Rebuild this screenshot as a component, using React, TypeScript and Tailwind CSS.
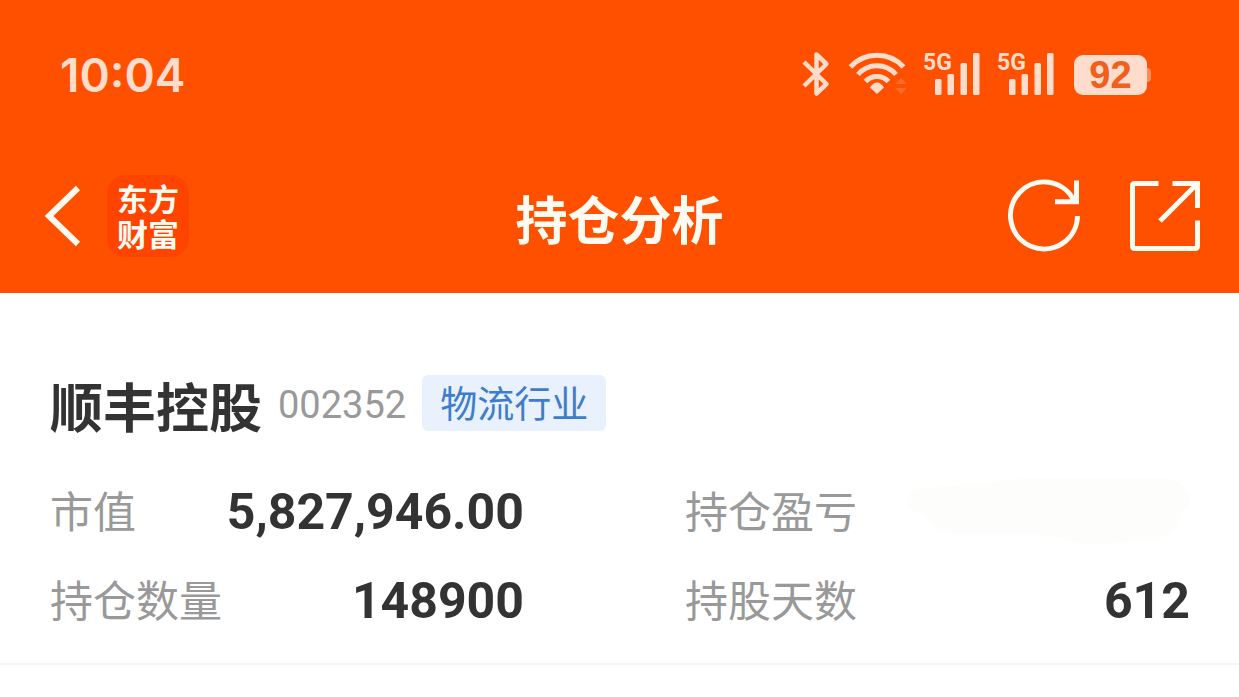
import React from 'react';

const holding = {
  name: '顺丰控股',
  code: '002352',
  industry: '物流行业',
  marketValue: '5,827,946.00',
  quantity: '148900',
  days: '612',
};

function BluetoothIcon() {
  return (
    <svg className="h-[50px] w-[28px]" viewBox="0 0 28 50" fill="none" stroke="currentColor" strokeWidth="4.5" strokeLinejoin="round">
      <path d="M2 12 L24.5 34 L14.5 43.5 V4.5 L24.5 14 L2 36" />
    </svg>
  );
}

function WifiIcon() {
  return (
    <svg className="h-[50px] w-[58px]" viewBox="0 0 58 50" fill="none" stroke="currentColor" strokeWidth="5">
      <path d="M2.5 17 A36 36 0 0 1 55.5 17" />
      <path d="M10 24.5 A25 25 0 0 1 48 24.5" />
      <path d="M17.5 31.5 A15.5 15.5 0 0 1 40.5 31.5" />
      <path d="M22 37.5 Q29 27.5 36 37.5 L29 44 Z" fill="currentColor" stroke="none" />
      <path d="M47 34 L53 28 L59 34 Z M47 38 H59 L53 44 Z" fill="#ff6a28" stroke="none" />
    </svg>
  );
}

function SignalIcon() {
  return (
    <svg className="h-[50px] w-[56px]" viewBox="0 0 56 50" fill="currentColor">
      <text x="-1" y="20" fontSize="23" fontWeight="700" fontFamily="Roboto, sans-serif">5G</text>
      <rect x="11" y="29" width="6.5" height="16" rx="1.5" />
      <rect x="23.5" y="24" width="6.5" height="21" rx="1.5" />
      <rect x="36.5" y="13" width="6.5" height="32" rx="1.5" />
      <rect x="49" y="3" width="6.5" height="42" rx="1.5" />
    </svg>
  );
}

function Battery({ level }: { level: number }) {
  return (
    <div className="flex items-center pl-0.5">
      <span className="flex h-10 w-[73px] items-center justify-center rounded-[9px] bg-[#ffdccb] font-['Liberation_Sans',sans-serif] text-[38px] leading-10 font-bold text-[#ee601b]">
        {level}
      </span>
      <span className="h-3.5 w-1 rounded-r-sm bg-[#ff8a55]" />
    </div>
  );
}

function StatusBar() {
  return (
    <div className="flex h-[150px] items-center justify-between pr-[88px] pl-[60px] text-[#ffdccb]">
      <span className="font-[Inter,sans-serif] text-[46px] leading-none font-semibold">10:04</span>
      <div className="flex items-center gap-[18px]">
        <BluetoothIcon />
        <WifiIcon />
        <SignalIcon />
        <SignalIcon />
        <Battery level={92} />
      </div>
    </div>
  );
}

function NavBar() {
  return (
    <nav className="grid h-[132px] grid-cols-[1fr_auto_1fr] items-center px-[37px] text-[#fffaf2]">
      <div className="flex items-center gap-6">
        <button type="button" aria-label="返回">
          <svg className="h-[64px] w-[46px]" viewBox="0 0 46 64" fill="none" stroke="currentColor" strokeWidth="6">
            <path d="M41 4 L12 32 L41 60" />
          </svg>
        </button>
        <div className="flex size-[82px] items-center justify-center rounded-[18px] bg-[#ff4400] pb-0.5">
          <span className="w-[62px] text-[31px] leading-[35px] font-bold break-all">东方财富</span>
        </div>
      </div>
      <h1 className="pt-1 text-[52px] leading-none font-bold">持仓分析</h1>
      <div className="flex items-center justify-end gap-[46px]">
        <button type="button" aria-label="刷新">
          <svg className="h-[76px] w-[76px]" viewBox="0 0 76 76" fill="none" stroke="currentColor" strokeWidth="5">
            <path d="M71.5 38 A33.5 33.5 0 1 1 68 22.5" />
            <path d="M70.5 2.5 V23.7 H49" />
          </svg>
        </button>
        <button type="button" aria-label="分享">
          <svg className="h-[76px] w-[74px]" viewBox="0 0 74 76" fill="none" stroke="currentColor" strokeWidth="5">
            <path d="M30.5 5.5 H7 Q4.5 5.5 4.5 8 V68 Q4.5 70.5 7 70.5 H67 Q69.5 70.5 69.5 68 V42.5" />
            <path d="M44.5 5.5 H69.5 V30 M32 43 L69 6" />
          </svg>
        </button>
      </div>
    </nav>
  );
}

function Row({ label, children }: { label: string; children: React.ReactNode }) {
  return (
    <div className="flex h-[60px] items-start justify-between">
      <dt className="text-[43px] leading-[54px] text-[#999]">{label}</dt>
      <dd className="flex h-[60px] items-center font-[Roboto,sans-serif] text-[50px] leading-[60px] font-bold">{children}</dd>
    </div>
  );
}

// Brushed-over amount
function HiddenAmount() {
  return (
    <svg className="h-[68px] w-[284px]" viewBox="0 0 284 68" fill="#fdfdfc" role="img" aria-label="已隐藏">
      <path d="M2 20 Q4 10 22 10 L90 4 Q110 0 140 0 H255 Q280 3 284 18 Q284 30 274 34 Q272 58 250 61 L215 64 Q185 70 160 61 L130 56 H50 Q24 54 20 38 Q0 34 2 20 Z" />
    </svg>
  );
}

export default function App() {
  return (
    <div className="min-h-screen bg-white font-['Noto_Sans_CJK_SC',sans-serif] text-[#333]">
      <header className="bg-[#ff5000] pb-[11px]">
        <StatusBar />
        <NavBar />
      </header>

      <main>
        <section className="border-b-2 border-[#f5f5f5] pt-[82px] pr-[49px] pb-8 pl-[50px]">
          <div className="flex h-14 items-start">
            <h2 className="text-[53px] leading-[60px] font-bold">{holding.name}</h2>
            <span className="ml-4 font-[Roboto,sans-serif] text-[38px] leading-[60px] text-[#999]">{holding.code}</span>
            <span className="ml-4 rounded-md bg-[#e8f1fc] px-[18px] pb-0.5 text-[37px] leading-[54px] text-[#3d7dcc]">{holding.industry}</span>
          </div>

          <dl className="mt-[51px] grid grid-cols-[474fr_505fr] gap-x-[161px] gap-y-[29px]">
            <Row label="市值">{holding.marketValue}</Row>
            <Row label="持仓盈亏"><HiddenAmount /></Row>
            <Row label="持仓数量">{holding.quantity}</Row>
            <Row label="持股天数">{holding.days}</Row>
          </dl>
        </section>
      </main>
    </div>
  );
}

·····

Set down the material exactly, every line of it, except for the pictures.

Rebuild this screenshot as a component, using React, TypeScript and Tailwind CSS.
import React from 'react';

const holding = {
  name: '顺丰控股',
  code: '002352',
  industry: '物流行业',
  marketValue: '5,827,946.00',
  quantity: '148900',
  days: '612',
};

function BluetoothIcon() {
  return (
    <svg className="h-[50px] w-[28px]" viewBox="0 0 28 50" fill="none" stroke="currentColor" strokeWidth="4.5" strokeLinejoin="round">
      <path d="M2 12 L24.5 34 L14.5 43.5 V4.5 L24.5 14 L2 36" />
    </svg>
  );
}

function WifiIcon() {
  return (
    <svg className="h-[50px] w-[58px]" viewBox="0 0 58 50" fill="none" stroke="currentColor" strokeWidth="5">
      <path d="M2.5 17 A36 36 0 0 1 55.5 17" />
      <path d="M10 24.5 A25 25 0 0 1 48 24.5" />
      <path d="M17.5 31.5 A15.5 15.5 0 0 1 40.5 31.5" />
      <path d="M22 37.5 Q29 27.5 36 37.5 L29 44 Z" fill="currentColor" stroke="none" />
      <path d="M47 34 L53 28 L59 34 Z M47 38 H59 L53 44 Z" fill="#ff6a28" stroke="none" />
    </svg>
  );
}

function SignalIcon() {
  return (
    <svg className="h-[50px] w-[56px]" viewBox="0 0 56 50" fill="currentColor">
      <text x="-1" y="20" fontSize="23" fontWeight="700" fontFamily="Roboto, sans-serif">5G</text>
      <rect x="11" y="29" width="6.5" height="16" rx="1.5" />
      <rect x="23.5" y="24" width="6.5" height="21" rx="1.5" />
      <rect x="36.5" y="13" width="6.5" height="32" rx="1.5" />
      <rect x="49" y="3" width="6.5" height="42" rx="1.5" />
    </svg>
  );
}

function Battery({ level }: { level: number }) {
  return (
    <div className="flex items-center pl-0.5">
      <span className="flex h-10 w-[73px] items-center justify-center rounded-[9px] bg-[#ffdccb] font-['Liberation_Sans',sans-serif] text-[38px] leading-10 font-bold text-[#ee601b]">
        {level}
      </span>
      <span className="h-3.5 w-1 rounded-r-sm bg-[#ff8a55]" />
    </div>
  );
}

function StatusBar() {
  return (
    <div className="flex h-[150px] items-center justify-between pr-[88px] pl-[60px] text-[#ffdccb]">
      <span className="font-[Inter,sans-serif] text-[46px] leading-none font-semibold">10:04</span>
      <div className="flex items-center gap-[18px]">
        <BluetoothIcon />
        <WifiIcon />
        <SignalIcon />
        <SignalIcon />
        <Battery level={92} />
      </div>
    </div>
  );
}

function NavBar() {
  return (
    <nav className="grid h-[132px] grid-cols-[1fr_auto_1fr] items-center px-[37px] text-[#fffaf2]">
      <div className="flex items-center gap-6">
        <button type="button" aria-label="返回">
          <svg className="h-[64px] w-[46px]" viewBox="0 0 46 64" fill="none" stroke="currentColor" strokeWidth="6">
            <path d="M41 4 L12 32 L41 60" />
          </svg>
        </button>
        <div className="flex size-[82px] items-center justify-center rounded-[18px] bg-[#ff4400] pb-0.5">
          <span className="w-[62px] text-[31px] leading-[35px] font-bold break-all">东方财富</span>
        </div>
      </div>
      <h1 className="pt-1 text-[52px] leading-none font-bold">持仓分析</h1>
      <div className="flex items-center justify-end gap-[46px]">
        <button type="button" aria-label="刷新">
          <svg className="h-[76px] w-[76px]" viewBox="0 0 76 76" fill="none" stroke="currentColor" strokeWidth="5">
            <path d="M71.5 38 A33.5 33.5 0 1 1 68 22.5" />
            <path d="M70.5 2.5 V23.7 H49" />
          </svg>
        </button>
        <button type="button" aria-label="分享">
          <svg className="h-[76px] w-[74px]" viewBox="0 0 74 76" fill="none" stroke="currentColor" strokeWidth="5">
            <path d="M30.5 5.5 H7 Q4.5 5.5 4.5 8 V68 Q4.5 70.5 7 70.5 H67 Q69.5 70.5 69.5 68 V42.5" />
            <path d="M44.5 5.5 H69.5 V30 M32 43 L69 6" />
          </svg>
        </button>
      </div>
    </nav>
  );
}

function Row({ label, children }: { label: string; children: React.ReactNode }) {
  return (
    <div className="flex h-[60px] items-start justify-between">
      <dt className="text-[43px] leading-[54px] text-[#999]">{label}</dt>
      <dd className="flex h-[60px] items-center font-[Roboto,sans-serif] text-[50px] leading-[60px] font-bold">{children}</dd>
    </div>
  );
}

// Brushed-over amount
function HiddenAmount() {
  return (
    <svg className="h-[68px] w-[284px]" viewBox="0 0 284 68" fill="#fdfdfc" role="img" aria-label="已隐藏">
      <path d="M2 20 Q4 10 22 10 L90 4 Q110 0 140 0 H255 Q280 3 284 18 Q284 30 274 34 Q272 58 250 61 L215 64 Q185 70 160 61 L130 56 H50 Q24 54 20 38 Q0 34 2 20 Z" />
    </svg>
  );
}

export default function App() {
  return (
    <div className="min-h-screen bg-white font-['Noto_Sans_CJK_SC',sans-serif] text-[#333]">
      <header className="bg-[#ff5000] pb-[11px]">
        <StatusBar />
        <NavBar />
      </header>

      <main>
        <section className="border-b-2 border-[#f5f5f5] pt-[82px] pr-[49px] pb-8 pl-[50px]">
          <div className="flex h-14 items-start">
            <h2 className="text-[53px] leading-[60px] font-bold">{holding.name}</h2>
            <span className="ml-4 font-[Roboto,sans-serif] text-[38px] leading-[60px] text-[#999]">{holding.code}</span>
            <span className="ml-4 rounded-md bg-[#e8f1fc] px-[18px] pb-0.5 text-[37px] leading-[54px] text-[#3d7dcc]">{holding.industry}</span>
          </div>

          <dl className="mt-[51px] grid grid-cols-[474fr_505fr] gap-x-[161px] gap-y-[29px]">
            <Row label="市值">{holding.marketValue}</Row>
            <Row label="持仓盈亏"><HiddenAmount /></Row>
            <Row label="持仓数量">{holding.quantity}</Row>
            <Row label="持股天数">{holding.days}</Row>
          </dl>
        </section>
      </main>
    </div>
  );
}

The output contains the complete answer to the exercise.